Depends...
Indeed, Large Blanking Intervals (Large VTs) is indeed the fundamental principle of Quick Frame Transport (QFT).
(Incidentially, a variable refresh rate signal running at a low frame rate on a high-Hz monitor, is effectively a large blanking interval too -- given the variable-sized blanking interval nature of variable refresh rate signals)
For non-strobe lag, large VTs can behave as a defacto
Quick Frame Transport (QFT) when used in conjunction with RTSS Scanline Sync to re-time frame presentation to beginning of visible refresh (end of BVI) rather than end of visible refresh (start of VBI)
However, some strobed monitors already has internal scan conversion for their strobed modes at lower Hz, e.g. partially pre-buffering a slow-scanning signal (e.g. 144Hz signal) for an accelerated scanout (faster than 1/144sec) -- to automatically internally create large blanking intervals without user intervention.
The buffering behaviour adds lag and can be bypassed via large vertical totals to pre-empt the prebuffering behaviour (e.g. deliver a 144Hz refresh cycle in 1/240sec via the use of a ToastyX Large Vertical Total trick).

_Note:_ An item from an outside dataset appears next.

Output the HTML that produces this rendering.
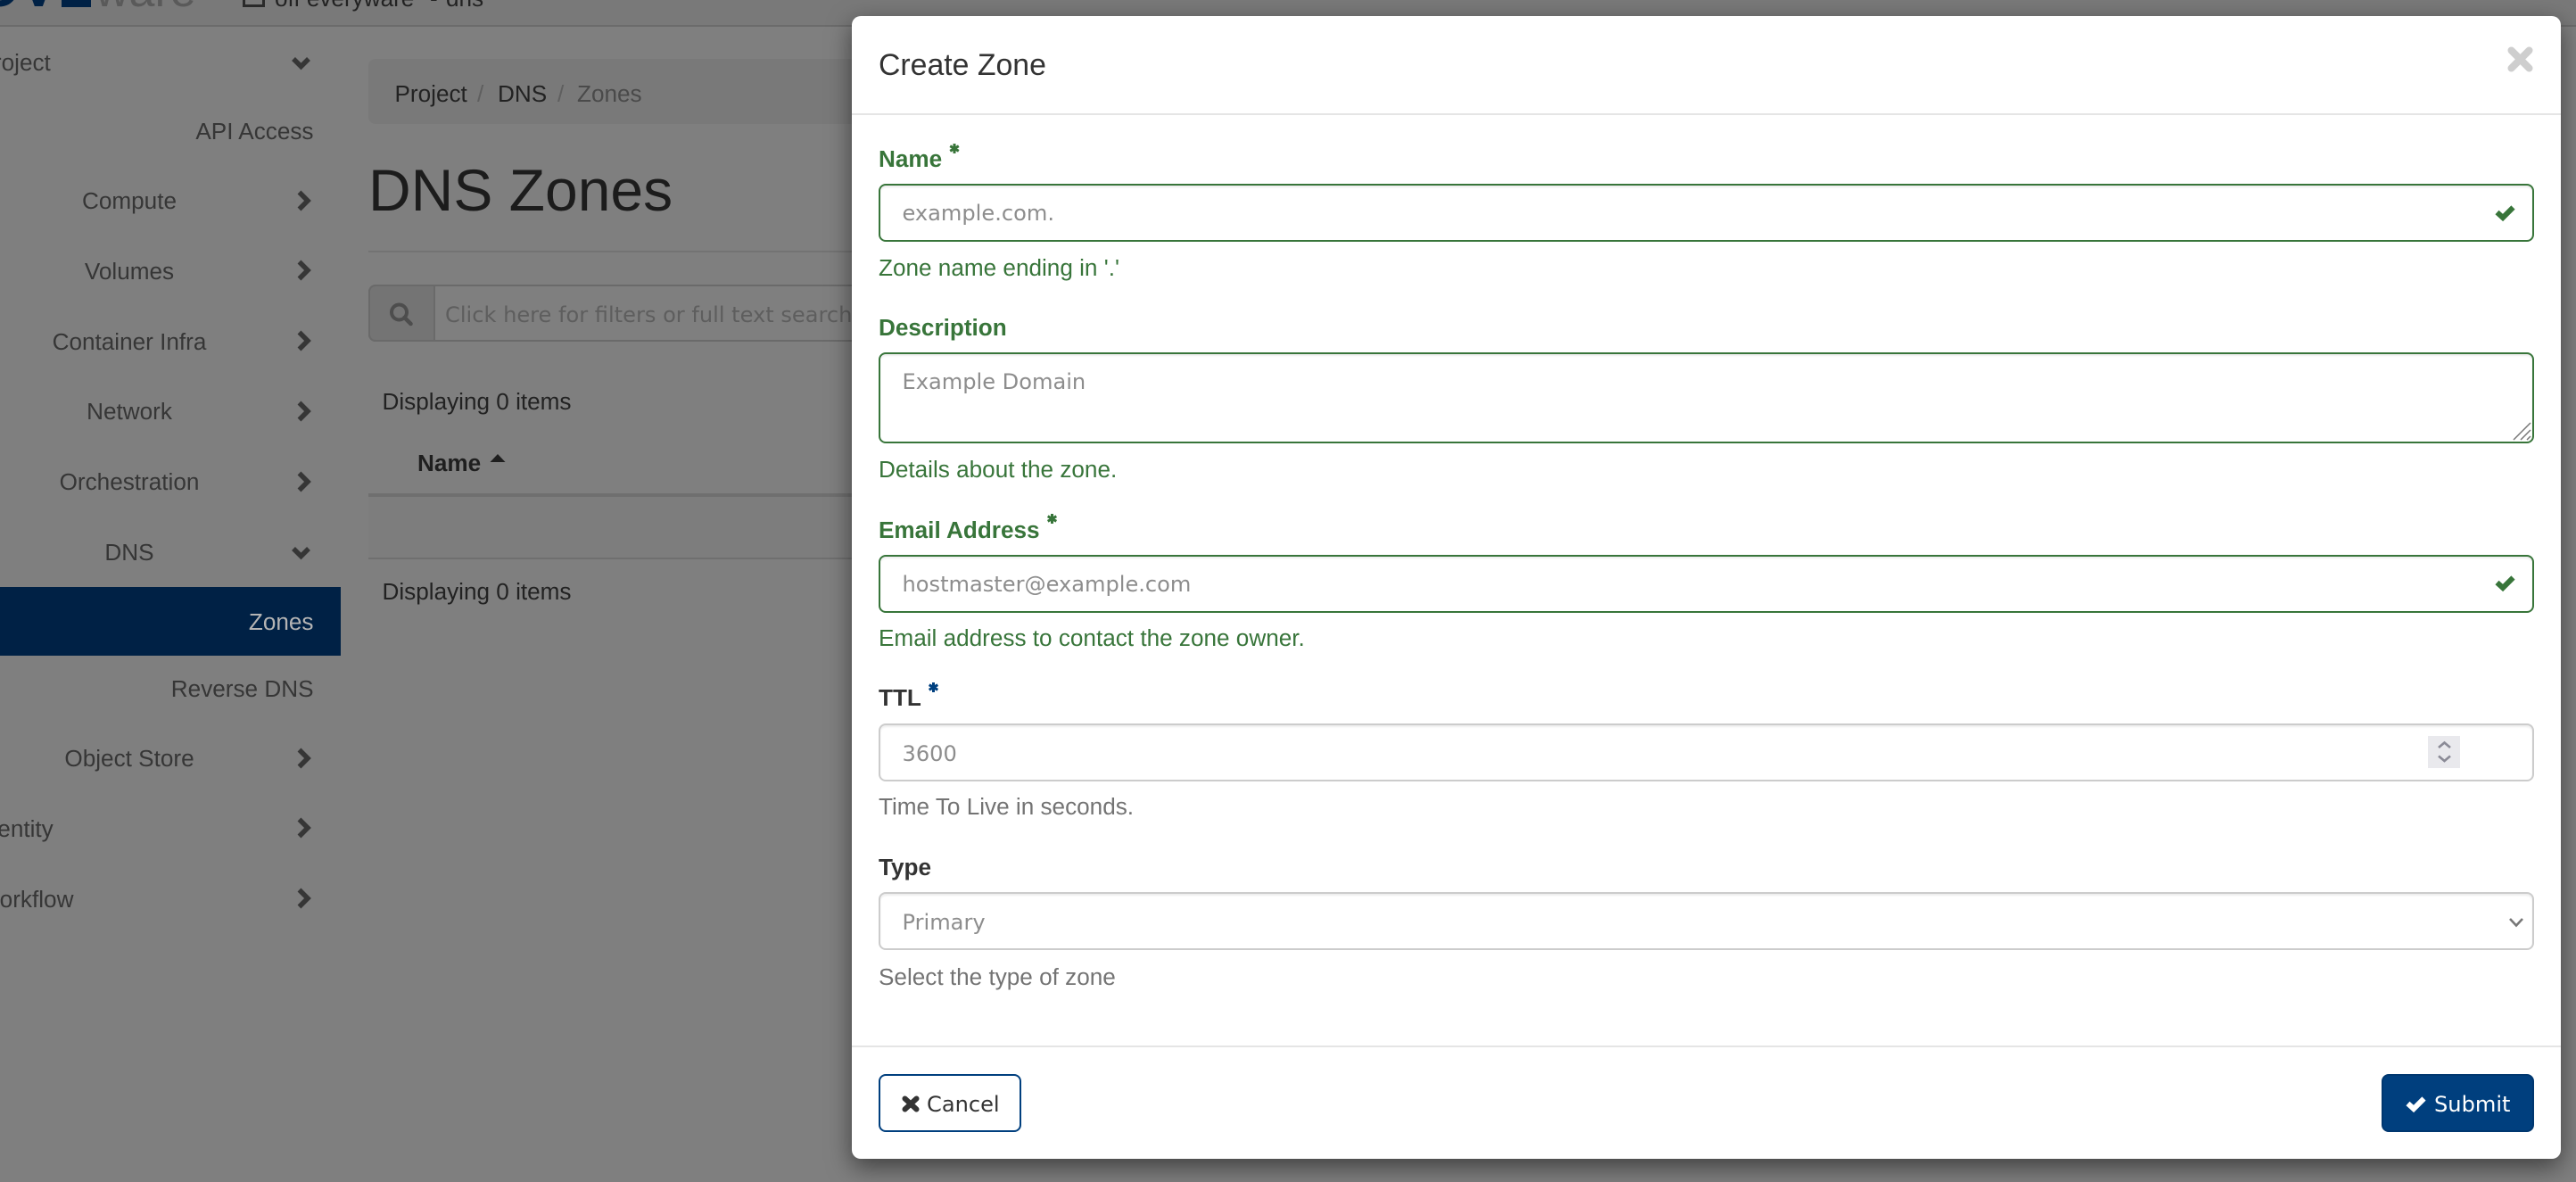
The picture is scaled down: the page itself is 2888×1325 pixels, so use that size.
<!DOCTYPE html>
<html><head><meta charset="utf-8"><title>DNS Zones</title>
<style>
html,body{margin:0;padding:0;width:2888px;height:1325px;overflow:hidden;background:#7f7f7f}
body{position:relative;font-family:"Liberation Sans",sans-serif;font-size:26.13px;color:#333}
.t{position:absolute;white-space:nowrap;line-height:1}
.b{position:absolute;box-sizing:border-box}
.side{color:#363636;transform:translateX(-50%);left:145px}
.sl{color:#363636;left:-24.5px}
.rt{color:#363636;right:2536.5px}
.o{font-family:"DejaVu Sans",sans-serif;font-size:24.1px}
.ph{color:#8d8d8d}
.lb{font-weight:bold}
.g{color:#38753a}
.h{color:#737373}
.in{left:985px;width:1856px;height:65px;border:2px solid #ccc;border-radius:8px;box-shadow:inset 0 2px 2px rgba(0,0,0,.075);background:#fff}
.ok{border-color:#38753a}
#modal{left:955px;top:18px;width:1916px;height:1281px;background:#fff;border-radius:10px;box-shadow:0 9px 27px rgba(0,0,0,.5)}
svg{position:absolute;left:0;top:0;z-index:5}
</style></head><body>

<div class="b" style="left:0;top:0;width:2888px;height:30px;background:#797979;border-bottom:2px solid #6b6b6b"></div>
<div class="t" style="right:2824px;top:-44.5px;font-size:62px;font-weight:bold;color:#002145">NOV</div>
<div class="b" style="left:69px;top:0;width:33px;height:8px;background:#002145"></div>
<div class="t" style="left:107px;top:-36px;font-size:52px;color:#5a5a5a">ware</div>
<div class="b" style="left:272px;top:-10px;width:25px;height:18px;border:3px solid #2a2a2a"></div>
<div class="t" style="left:308px;top:-15px;color:#222">off everyware</div>
<div class="t" style="left:482px;top:-15px;color:#222">-</div>
<div class="t" style="left:500px;top:-15px;color:#222">dns</div>

<div class="t sl" style="top:57px">Project</div>
<div class="t rt" style="top:134px">API Access</div>
<div class="t side" style="top:212px">Compute</div>
<div class="t side" style="top:291px">Volumes</div>
<div class="t side" style="top:370px">Container Infra</div>
<div class="t side" style="top:448px">Network</div>
<div class="t side" style="top:527px">Orchestration</div>
<div class="t side" style="top:606px">DNS</div>
<div class="b" style="left:0;top:658px;width:382px;height:77px;background:#002145"></div>
<div class="t rt" style="top:684px;color:#b4b4b4">Zones</div>
<div class="t rt" style="top:759px">Reverse DNS</div>
<div class="t side" style="top:837px">Object Store</div>
<div class="t sl" style="top:916px">Identity</div>
<div class="t sl" style="top:995px">Workflow</div>

<div class="b" style="left:413px;top:66px;width:560px;height:73px;background:#797979;border-radius:8px"></div>
<div class="t" style="left:442.500px;top:92px;color:#222">Project</div>
<div class="t" style="left:535px;top:92px;color:#5f5f5f">/</div>
<div class="t" style="left:558px;top:92px;color:#222">DNS</div>
<div class="t" style="left:625px;top:92px;color:#5f5f5f">/</div>
<div class="t" style="left:647px;top:92px;color:#4a4a4a">Zones</div>
<div class="t" style="left:413px;top:180px;font-size:66px;color:#1c1c1c">DNS Zones</div>
<div class="b" style="left:413px;top:281px;width:560px;height:2px;background:#737373"></div>

<div class="b" style="left:413px;top:319px;width:560px;height:64px;border:2px solid #6a6a6a;border-radius:8px;background:#7f7f7f"></div>
<div class="b" style="left:413px;top:319px;width:75px;height:64px;border:2px solid #6a6a6a;border-radius:8px 0 0 8px;background:#747474"></div>
<div class="t o" style="left:499px;top:340.500px;color:#5e5e5e">Click here for filters or full text search</div>

<div class="t" style="left:428.500px;top:437px;color:#222">Displaying 0 items</div>
<div class="t lb" style="left:468px;top:506px;color:#1f1f1f">Name</div>
<div class="b" style="left:413px;top:553px;width:560px;height:4px;background:#6f6f6f"></div>
<div class="b" style="left:413px;top:557px;width:560px;height:68px;background:#7d7d7d"></div>
<div class="b" style="left:413px;top:625px;width:560px;height:2px;background:#6f6f6f"></div>
<div class="t" style="left:428.500px;top:650px;color:#222">Displaying 0 items</div>

<div class="b" id="modal"></div>
<div class="t" style="left:985px;top:56.500px;font-size:33.800px;color:#333;z-index:2">Create Zone</div>
<div class="b" style="left:955px;top:127px;width:1916px;height:2px;background:#e5e5e5;z-index:2"></div>

<div style="position:relative;z-index:2">
<div class="t lb g" style="left:985px;top:165px">Name</div>
<div class="b in ok" style="top:206px"></div>
<div class="t o ph" style="left:1011.500px;top:226.500px">example.com.</div>
<div class="t g" style="left:985px;top:287px">Zone name ending in '.'</div>

<div class="t lb g" style="left:985px;top:354px">Description</div>
<div class="b in ok" style="top:395px;height:102px"></div>
<div class="t o ph" style="left:1011.500px;top:416px">Example Domain</div>
<div class="t g" style="left:985px;top:513px">Details about the zone.</div>

<div class="t lb g" style="left:985px;top:581px">Email Address</div>
<div class="b in ok" style="top:622px"></div>
<div class="t o ph" style="left:1011.500px;top:643px">hostmaster@example.com</div>
<div class="t g" style="left:985px;top:702px">Email address to contact the zone owner.</div>

<div class="t lb" style="left:985px;top:769px">TTL</div>
<div class="b in" style="top:811px"></div>
<div class="t o ph" style="left:1011.500px;top:833px">3600</div>
<div class="b" style="left:2722px;top:825px;width:36px;height:36px;background:#e9e9ed"></div>
<div class="t h" style="left:985px;top:891px">Time To Live in seconds.</div>

<div class="t lb" style="left:985px;top:959px">Type</div>
<div class="b in" style="top:1000px"></div>
<div class="t o ph" style="left:1011.500px;top:1022px">Primary</div>
<div class="t h" style="left:985px;top:1082px">Select the type of zone</div>

<div class="b" style="left:955px;top:1172px;width:1916px;height:2px;background:#e5e5e5"></div>
<div class="b" style="left:985px;top:1204px;width:160px;height:65px;border:2px solid #003f7e;border-radius:8px;background:#fff"></div>
<div class="t o" style="left:1039px;top:1225.500px;color:#333">Cancel</div>
<div class="b" style="left:2670px;top:1204px;width:171px;height:65px;border:2px solid #00376f;border-radius:8px;background:#003f7e"></div>
<div class="t o" style="left:2729px;top:1225.500px;color:#fff">Submit</div>
</div>

<svg width="2888" height="1325" viewBox="0 0 2888 1325" fill="none">
  <g stroke="#363636" stroke-width="5.500">
    <path d="M329 66l8.500 8.500 8.500-8.500"/>
    <path d="M329 615l8.500 8.500 8.500-8.500"/>
    <path d="M335.500 215.500l9.500 9.500-9.500 9.500"/>
    <path d="M335.500 293.500l9.500 9.500-9.500 9.500"/>
    <path d="M335.500 372.500l9.500 9.500-9.500 9.500"/>
    <path d="M335.500 451.500l9.500 9.500-9.500 9.500"/>
    <path d="M335.500 530.500l9.500 9.500-9.500 9.500"/>
    <path d="M335.500 840.500l9.500 9.500-9.500 9.500"/>
    <path d="M335.500 918.500l9.500 9.500-9.500 9.500"/>
    <path d="M335.500 997.500l9.500 9.500-9.500 9.500"/>
  </g>
  <circle cx="447.500" cy="350" r="8.500" stroke="#4d4d4d" stroke-width="4"/>
  <path d="M453.500 356l7 7" stroke="#4d4d4d" stroke-width="4.500" stroke-linecap="round"/>
  <path d="M549.500 518l8.500-9 8.500 9z" fill="#1f1f1f"/>
  <path d="M2815.500 56.500l20 20M2835.500 56.500l-20 20" stroke="#cecece" stroke-width="8" stroke-linecap="round"/>
  <g stroke="#38753a" stroke-width="6">
    <path d="M2799.500 238l6.500 6 11.500-11.500"/>
    <path d="M2799.500 653l6.500 6 11.500-11.500"/>
  </g>
  <g stroke-width="3" stroke="#38753a">
    <path d="M1070 161v11M1065.200 163.700l9.600 5.600M1074.800 163.700l-9.600 5.600"/>
    <path d="M1179.500 576v11M1174.700 578.700l9.600 5.600M1184.300 578.700l-9.600 5.600"/>
  </g>
  <path stroke="#004080" stroke-width="3" d="M1046.500 765v11M1041.700 767.700l9.600 5.600M1051.300 767.700l-9.600 5.600"/>
  <path d="M2818 493l19-19M2826 493l11-11M2833 493l4-4" stroke="#777" stroke-width="1.500"/>
  <path d="M2734 838l6.500-5.500 6.500 5.500M2734 847.500l6.500 5.500 6.500-5.500" stroke="#8a8a96" stroke-width="2.600"/>
  <path d="M2814 1030l7 7.500 7-7.500" stroke="#777" stroke-width="2.600"/>
  <path d="M1014.500 1231.500l13 12M1027.500 1231.500l-13 12" stroke="#333" stroke-width="6" stroke-linecap="round"/>
  <path d="M2699.500 1237l6.500 6 11.500-11.500" stroke="#fff" stroke-width="6"/>
</svg>
</body></html>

Your frame transport acceleration factor will be (New Vertical Total) / (Original Vertical Total), so a VT1500 replacing VT1125 gives you a frame transport acceleration factor of 1.33x faster frame delivery. So, you really need a large vertical total raise to gain any input lag savings from a large VT.
This can trigger some monitors to skip its prebuffering step, with realtime sync between cable scanout and panel scanout (the art of sequential pixel delivery, one pixel row at a time, over the cable, and the LCD's electronics sequential refreshing behaviour), as seen in
High Speed Videos of LCD Scanout
Now, a different way to reduce strobe lag is simply adjusting strobe phase, since the asymmetry between panel scanout versus global flash, creates a latency gradient along the vertical axis of the screen's surface.
Adjusting strobe phase to right below your screen crosshairs will generate the lowest strobed lag for your crosshairs. The lag is lowest right above the "strobe crosstalk bar" and highest right below the "strobe crosstalk bar".